Welcome to the wonderful world of genre! What is genre? It’s a grouping of stories that share similar patterns and characters. And “Monster in the House” is one of the oldest … and most primal.

It is also the first story type I ever discovered — or at least had pointed out to me. Like many of the insights in this book, the term came from a fellow scribe, in this case my friend and writing partner, Jim Haggin.

We were working on a script and taking a break, standing around the parking lot outside my Dad’s office in Santa Barbara when Jim, smoking a Lucky Strike, idly said: “Did you know that
Alien
and
Jaws
are the same movie?”

This was amazing news. And like so much of what Jim knew about film, this little nugget made me stop and think.
Jaws
is the story of a killer shark,
Alien
is set on a starship somewhere in space. I didn’t see the connection.

The illustrious Mr. Haggin went on. He said that both movies have a powerful creature intent on eating the cast, an enclosed community into which the beast is let loose to ply his trade, and a third element: sin. It is the sin of greed that lets the shark roam the shores of Amity, greed too that is at the bottom of why
The Nostromo
picks up its titular hitchhiker. In fact, Jim said, sin is what really makes all true “monster” movies work. It’s one thing to get eaten, but to be lunch because of something
we
did adds guilt to horror — and the guilt makes it much more juicy.

Wow
.

My adventure into finding story patterns had begun.

What I discovered with this genre, one Jim and I started calling “Monster in the House,” was that filmmakers weren’t just ripping off
Jaws
, but in fact had been stealing from a story type that went all the way back to the Minotaur and the maze, and the dragonslayer myths of the Middle Ages! We’ve been letting the monster in the house, or going to where the monster lives and invading his abode for centuries.
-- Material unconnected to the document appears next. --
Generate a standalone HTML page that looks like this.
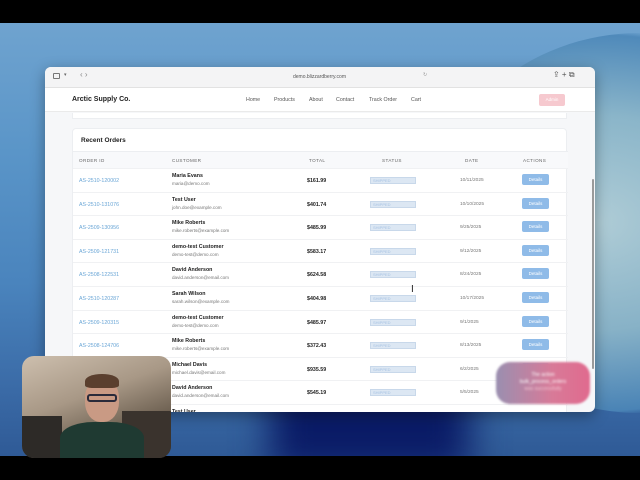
<!DOCTYPE html>
<html><head><meta charset="utf-8"><style>
*{margin:0;padding:0;box-sizing:border-box}
body{width:640px;height:480px;overflow:hidden;background:#000;font-family:"Liberation Sans",sans-serif;position:relative}
.desk{position:absolute;left:0;top:23px;width:640px;height:433px;background:linear-gradient(180deg,#6fa3cf 0%,#5a95c8 30%,#4a84bd 60%,#3a6aa6 85%,#2f5a96 100%);overflow:hidden}
.arc{position:absolute;left:430px;top:10px;width:420px;height:380px;border-radius:50%;background:radial-gradient(ellipse at 40% 50%,#b9d3d8 0%,#8fb8c9 40%,#4c87b8 70%,transparent 72%);opacity:.9}
.dark{position:absolute;left:270px;top:360px;width:200px;height:90px;background:#0a1b66;filter:blur(18px)}
.win{position:absolute;left:45px;top:67px;width:550px;height:345px;background:#f6f7f9;border-radius:6px;overflow:hidden;box-shadow:0 4px 14px rgba(0,0,0,.35)}
.tb{height:21px;background:#f4f4f5;border-bottom:1px solid #e2e2e2;position:relative;font-size:5px;color:#666}
.nav{height:24px;background:#fff;border-bottom:1px solid #eaeaea;position:relative}
.nav .l{position:absolute;top:9px;font-size:5.3px;color:#555}
.card{position:absolute;left:27px;top:61px;width:495px;height:300px;background:#fff;border:1px solid #eceef1;border-radius:4px}
.t{position:absolute;white-space:nowrap}
.row{position:absolute;left:0;width:495px;height:23.6px;border-top:1px solid #f0f1f3}
.id{color:#6aa6d6;font-size:5.3px;left:6px;top:9px}
.nm{font-size:5.3px;font-weight:bold;color:#222;left:99px;top:4px}
.em{font-size:4.6px;color:#777;left:99px;top:12px}
.tot{font-size:5.3px;font-weight:bold;color:#222;left:234px;top:9px}
.st{left:297px;top:8px;width:46px;height:7px;background:#dce7f3;border:1px solid #c8d8ea;font-size:4px;color:#a6c2e2;padding-left:2px;line-height:5px}
.dt{font-size:4.8px;color:#777;left:387px;top:9px}
.bt{left:449px;top:5px;width:27px;height:11px;background:#8fbbe8;border-radius:2px;color:#fff;font-size:4.5px;text-align:center;line-height:11px}
</style></head><body>
<div class="desk"><div class="arc"></div><div class="dark"></div></div>
<div class="win">
 <div class="tb">
  <span class="t" style="left:8px;top:6px;width:7px;height:6px;border:1px solid #777;border-radius:1px"></span>
  <span class="t" style="left:19px;top:5px">▾</span>
  <span class="t" style="left:35px;top:3px;font-size:8px;color:#888">‹ ›</span>
  <span class="t" style="left:248px;top:7px;color:#555">demo.blizzardberry.com</span>
  <span class="t" style="left:378px;top:5px;color:#999">↻</span>
  <span class="t" style="left:508px;top:3px;font-size:8px;color:#555">⇪ + ⧉</span>
 </div>
 <div class="nav">
  <span class="t" style="left:27px;top:8px;font-size:7px;font-weight:bold;color:#222">Arctic Supply Co.</span>
  <span class="l" style="left:201px">Home</span>
  <span class="l" style="left:229px">Products</span>
  <span class="l" style="left:264px">About</span>
  <span class="l" style="left:291px">Contact</span>
  <span class="l" style="left:324px">Track Order</span>
  <span class="l" style="left:366px">Cart</span>
  <span class="t" style="left:494px;top:6px;width:26px;height:12px;background:#f6c9cf;border-radius:2px;color:#fff;font-size:4.5px;text-align:center;line-height:12px">Admin</span>
 </div>
 <div style="position:absolute;left:27px;top:46px;width:495px;height:6px;background:#fff;border:1px solid #eceef1;border-top:none"></div>
 <div class="card">
  <span class="t" style="left:8px;top:8px;font-size:6.5px;font-weight:bold;color:#222">Recent Orders</span>
  <div style="position:absolute;left:0;top:22px;width:495px;height:17px;background:#f8f9fb;border-top:1px solid #eceef1;font-size:4.6px;color:#666;letter-spacing:.4px">
   <span class="t" style="left:6px;top:6px">ORDER ID</span>
   <span class="t" style="left:99px;top:6px">CUSTOMER</span>
   <span class="t" style="left:236px;top:6px">TOTAL</span>
   <span class="t" style="left:309px;top:6px">STATUS</span>
   <span class="t" style="left:392px;top:6px">DATE</span>
   <span class="t" style="left:450px;top:6px">ACTIONS</span>
  </div>
  <div style="position:absolute;left:0;top:39px">
   <div class="row" style="top:0"><span class="t id">AS-2510-120002</span><span class="t nm">Maria Evans</span><span class="t em">maria@demo.com</span><span class="t tot">$161.99</span><span class="t st">SHIPPED</span><span class="t dt">10/11/2025</span><span class="t bt">Details</span></div>
   <div class="row" style="top:23.6px"><span class="t id">AS-2510-131076</span><span class="t nm">Test User</span><span class="t em">john.doe@example.com</span><span class="t tot">$401.74</span><span class="t st">SHIPPED</span><span class="t dt">10/10/2025</span><span class="t bt">Details</span></div>
   <div class="row" style="top:47.2px"><span class="t id">AS-2509-130956</span><span class="t nm">Mike Roberts</span><span class="t em">mike.roberts@example.com</span><span class="t tot">$485.99</span><span class="t st">SHIPPED</span><span class="t dt">9/25/2025</span><span class="t bt">Details</span></div>
   <div class="row" style="top:70.8px"><span class="t id">AS-2509-121731</span><span class="t nm">demo-test Customer</span><span class="t em">demo-test@demo.com</span><span class="t tot">$583.17</span><span class="t st">SHIPPED</span><span class="t dt">9/12/2025</span><span class="t bt">Details</span></div>
   <div class="row" style="top:94.4px"><span class="t id">AS-2508-122531</span><span class="t nm">David Anderson</span><span class="t em">david.anderson@email.com</span><span class="t tot">$624.58</span><span class="t st">SHIPPED</span><span class="t dt">8/24/2025</span><span class="t bt">Details</span></div>
   <div class="row" style="top:118px"><span class="t id">AS-2510-120287</span><span class="t nm">Sarah Wilson</span><span class="t em">sarah.wilson@example.com</span><span class="t tot">$404.98</span><span class="t st">SHIPPED</span><span class="t dt">10/17/2025</span><span class="t bt">Details</span></div>
   <div class="row" style="top:141.6px"><span class="t id">AS-2509-120315</span><span class="t nm">demo-test Customer</span><span class="t em">demo-test@demo.com</span><span class="t tot">$485.97</span><span class="t st">SHIPPED</span><span class="t dt">9/1/2025</span><span class="t bt">Details</span></div>
   <div class="row" style="top:165.2px"><span class="t id">AS-2508-124706</span><span class="t nm">Mike Roberts</span><span class="t em">mike.roberts@example.com</span><span class="t tot">$372.43</span><span class="t st">SHIPPED</span><span class="t dt">8/13/2025</span><span class="t bt">Details</span></div>
   <div class="row" style="top:188.8px"><span class="t id">AS-2506-120011</span><span class="t nm">Michael Davis</span><span class="t em">michael.davis@email.com</span><span class="t tot">$935.59</span><span class="t st">SHIPPED</span><span class="t dt">6/2/2025</span><span class="t bt">Details</span></div>
   <div class="row" style="top:212.4px"><span class="t id">AS-2505-120048</span><span class="t nm">David Anderson</span><span class="t em">david.anderson@email.com</span><span class="t tot">$545.19</span><span class="t st">SHIPPED</span><span class="t dt">5/5/2025</span><span class="t bt">Details</span></div>
   <div class="row" style="top:236px"><span class="t nm">Test User</span></div>
  </div>
 </div>
 <div style="position:absolute;left:547px;top:112px;width:2px;height:190px;background:#9a9a9a;border-radius:1px"></div>
 <span class="t" style="left:366px;top:217px;font-size:10px;color:#222">I</span>
</div>
<div style="position:absolute;left:496px;top:362px;width:94px;height:42px;border-radius:14px;background:linear-gradient(90deg,#9a8fb0,#d87a98 60%,#e06a8e);filter:blur(1px);color:#fff;font-size:5px;text-align:center;padding-top:10px;line-height:7px">The action<br>bulk_process_orders<br><span style="color:#f2c6d3">was successfully</span></div>
<div style="position:absolute;left:22px;top:356px;width:149px;height:102px;border-radius:12px;overflow:hidden;background:linear-gradient(160deg,#cdbfae 0%,#a89886 40%,#6e6152 70%,#4a4038 100%)">
 <div style="position:absolute;left:0;top:60px;width:40px;height:42px;background:#2d2a27"></div>
 <div style="position:absolute;left:100px;top:55px;width:49px;height:47px;background:#3a332d"></div>
 <div style="position:absolute;left:63px;top:22px;width:34px;height:44px;border-radius:45%;background:#c99a84"></div>
 <div style="position:absolute;left:63px;top:18px;width:34px;height:14px;border-radius:50% 50% 20% 20%;background:#5a3f2e"></div>
 <div style="position:absolute;left:65px;top:38px;width:30px;height:8px;border:2px solid #2a2a3a;border-radius:3px"></div>
 <div style="position:absolute;left:38px;top:66px;width:84px;height:40px;border-radius:40% 40% 0 0;background:#1f3a32"></div>
</div>
</body></html>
And yet there is always a way to tell a new version.

So how does this help
you
? You’ve got a great “monster” movie idea. Or maybe you’ve got a serial killer whose power comes from insanity, or an evil spirit haunting some kind of dwelling.

Are these Monster-in-the-House tales?

That’s why we’re here: to fit your ideas into established story forms and, by doing so, better see just what they are. To discover if yours is a true MITH, we should begin with the basics. As hinted at above, movies in the MITH genre have three main components: (1) a “monster,” (2) a “house,” and (3) a “sin.”

Let’s dig deeper into these.

When it comes to the “monster” found in every MITH tale, the common denominator is: supernatural power. Whether a “Pure Monster” like the supercharged beasts in
Jaws
and
Jurassic Park
, a “Domestic Monster” like the human kind found in
The Hand That Rocks the Cradle
and
Pacific Heights
, or a “Serial Monster” such as the knife-wielding baddies of many a “slasher” flick, supernatural power is a monster must-have. Look at
Jaws.
That shark isn’t just a shark; it’s a super-shark with an agenda beyond feeding. It’s come for the one person, Chief Brody (Roy Scheider), who is afraid not only of sharks but of water. Thus, the Great White also represents what all good monsters must be … “evil.”

There is a sense in many a MITH that what’s at stake is not one’s life but one’s soul. This is why
The Exorcist
and films it begat, such as
Poltergeist
and
The Ring
, are so deeply frightening. At the heart of what I call “Supra-Natural Monster” movies — those starring a monster that represents forces beyond our three dimensions — is the sense that something more than daylight will be lost if we don’t
survive. This is also why lesser monsters, like the tiny spiders in
Arachnophobia
, or the ones that can be dispatched with a baseball bat in
Signs
or die of the sniffles in
War of the Worlds
, are so unsatisfying.

Lesser Monsters = Lesser Movies.

So what about the “house” we find these monsters in — why is that so important? Well, think about the myth of the Minotaur for a moment and realize that while facing a half-man/half-bull is frightening, more frightening is being trapped with one inside a dark maze. And whether it’s an actual house, like the creepy hotel in
The Shining
, a deep-sea diving bell in
The Abyss
, or the basement prison Cary Elwes wakes up in
Saw
, the more cramped the space — the more isolated our heroes — the better.

In
Fatal Attraction
, the family unit is the “house” within which Michael Douglas is trapped. And considering the “monster” he created by his actions, this will be the perfect place to confront it. In films like
Scream
, where a serial monster stalks a whole town, it is the city limits that enclose the horror, and the community that locks its doors at night and becomes the “house” through which the monster roams. Still, isolated enclosures like the spaceship in
Alien
remind us that if there’s a choice, lock ’em in. It’s scarier knowing you’re trapped and have nowhere to go!

As far as the “sin” is concerned, think about all those teen slasher movies in which “Michael Myers” and “Jason” run riot. “Have sex and die,” says Jamie Kennedy, who lays out the rules in
Scream
, and speaks to why guilt about sin is important. Sex works in teen-targeted movies because it’s new for them — and scary. For adults, “sins” like putting career over family, as Ellen Burstyn does in
The Exorcist
and Naomi Watts does in
The Ring
, or greed over ethics like in
Jaws
, when the town fathers of Amity keep the beaches open to protect their “summer dollars,” or even in a dark comedy like
The Cable Guy
when Matthew Broderick tries to get free cable! — these hit a universal guilt button.